Given that Relational databases have no concept of a collections, the Customer table cannot have multiple foreign keys. The only way to manage a 1-to-Many Relationship in databases of this kind is to move the Foreign Key to the Address table.

RDBMS 1-to-N

For example, consider a case where you want to return all addresses connected to the customer Luca, this is how you would query the table:

  1. mysql> SELECT B.location FROM Customer A, Address B
  2. WHERE A.name='Luca' AND B.customer=A.id;

Many-to-Many relationship

The most complicated case is the Many-to-Many relationship. To handle associations of this kind, Relational databases require a separate, intermediary table that matches rows from both Customer and Address tables in all required combinations. This results in a double JOIN per record at runtime.

RDBMS Many-to-Many

For example, consider a case where you want to return all address for the customer Luca, this is how you would query the table:

  1. mysql> SELECT B.location FROM Customer A, CustomerAddress B, Address C
  2. WHERE A.name='Luca' AND B.id=A.id AND B.address=C.id;

Understanding JOIN

In document and relational database systems, the more data that you have, the slower the database responds and JOIN operations have a heavy runtime cost.

For relational database systems, the database computes the relationship every time you query the server. That translates to O(log N / block_size). OrientDB handles relationships as physical links to the records and assigns them only once, when the edge is created. That is, O(1).

In OrientDB, the speed of traversal is not affected by the size of the database. It is always constant regardless of whether it has one record or one hundred billion records. This is a critical feature in the age of Big Data.

Searching for an identifier at runtime each time you execute a query, for every record will grow very expensive. The first optimization with relational databases is the use of indexing. Indexes speed up searches, but they slow down INSERT, UPDATE, and DELETE operations. Additionally, they occupy a substantial amount of space on the disk and in memory.
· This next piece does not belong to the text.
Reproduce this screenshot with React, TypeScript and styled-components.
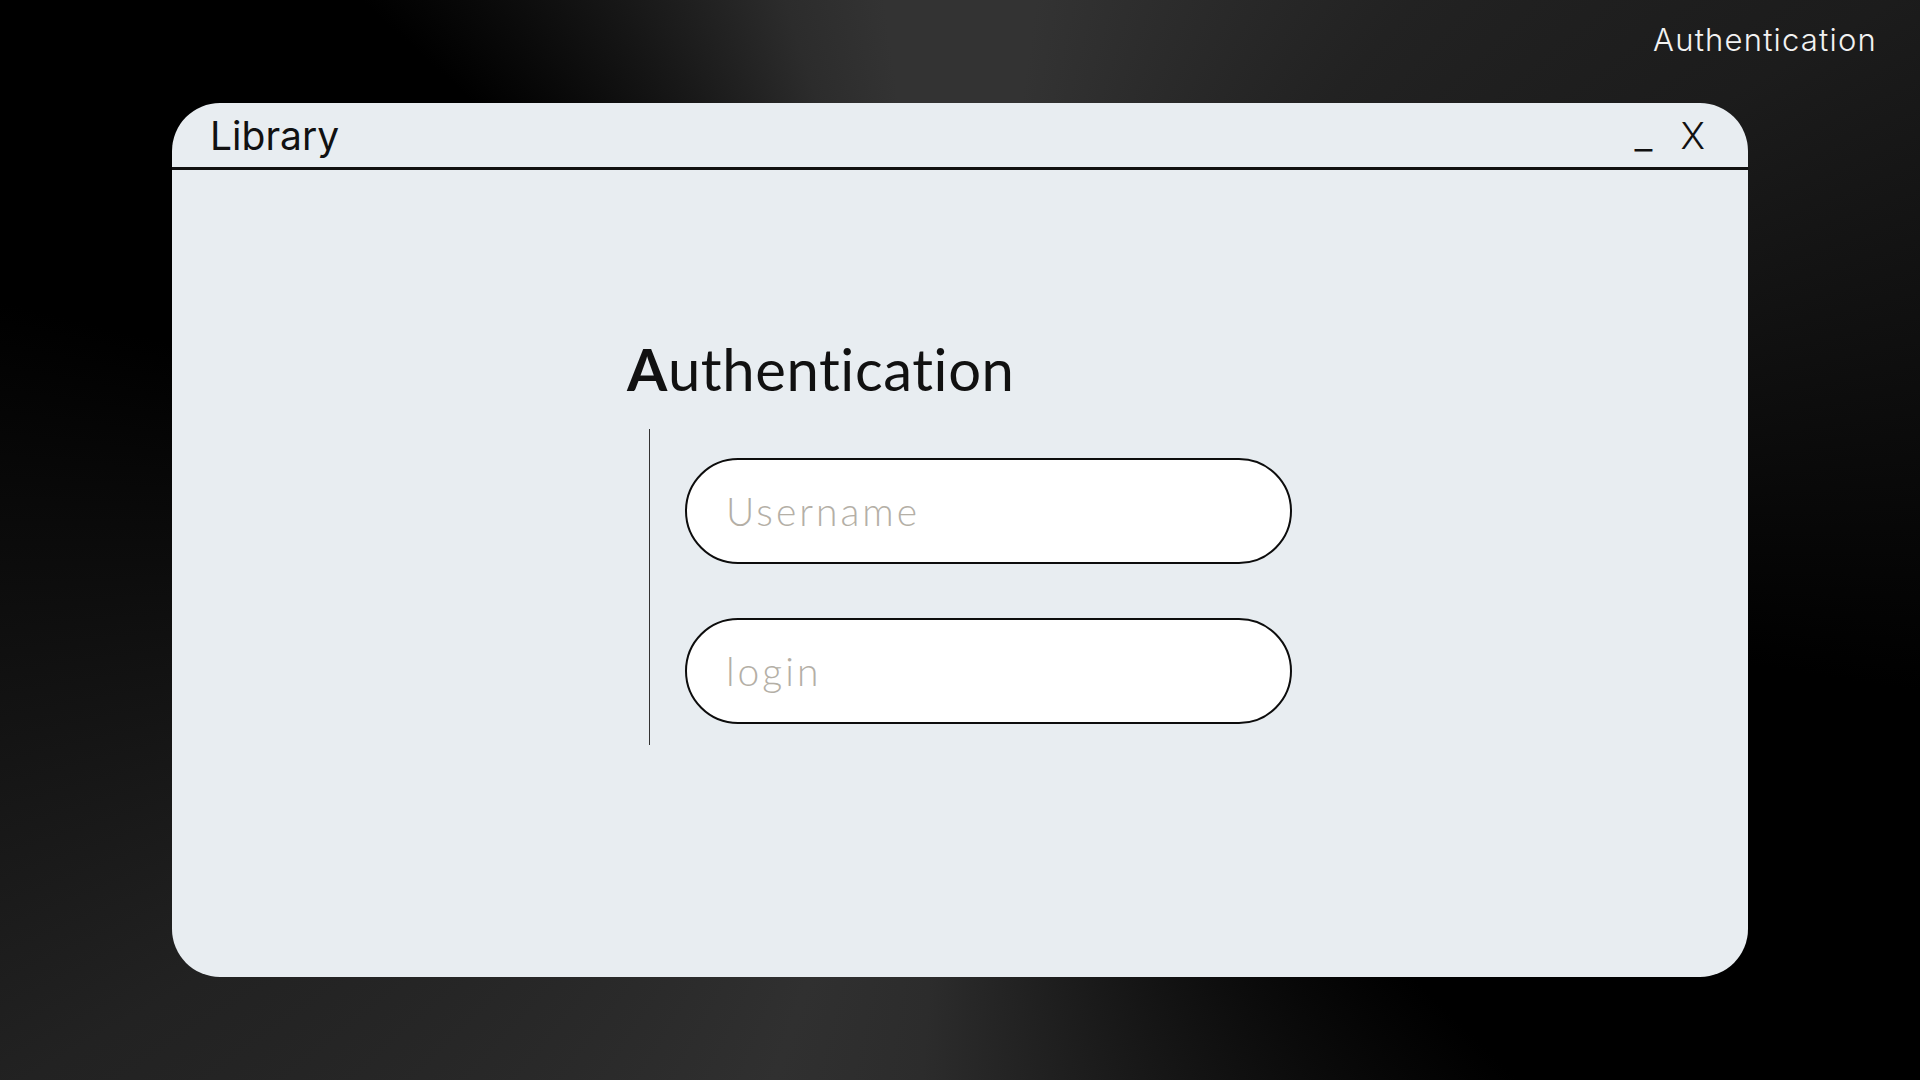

Consider also whether searching an index is actually fast.

Indexes and JOIN

In the database industry, there are a number of indexing algorithms available. The most common in both relational and NoSQL database systems is the B+ Tree.

Balance trees all work in a similar manner. For example, consider a case where you’re looking for an entry with the name Luca: after only five hops, the record is found.

RDBMS Indexes

While this is fine on a small database, consider what would happen if there were millions or billions of records. The database would have to go through many, many more hops to find Luca. And, the database would execute this operation on every JOIN per record. Picture: joining four tables with thousands of records. The number of JOIN operations could run in the millions.

Relations in OrientDB

There is no JOIN in OrientDB. Instead, it uses LINK. LINK is a relationship managed by storing the target Record ID in the source record. It is similar to storing the pointer between two objects in memory.

When you have Invoice linked to Customer, then you have a pointer to Customer inside Invoice as an attribute. They are exactly the same. In this way, it’s as though your database was kept in memory: a memory of several exabytes.

Types of Relationships

In 1-to-N relationships, OrientDB handles the relationship as a collection of Record ID’s, as you would when managing objects in memory.

OrientDB supports several different kinds of relationships:

  • LINK Relationship that points to one record only.
  • LINKSET Relationship that points to several records. It is similar to Java sets, the same Record ID can only be included once. The pointers have no order.
  • LINKLIST Relationship that points to several records. It is similar to Java lists, they are ordered and can contain duplicates.
  • LINKMAP Relationship that points to several records with a key stored in the source record. The Map values are the Record ID’s. It is similar to Java Map<?,Record>.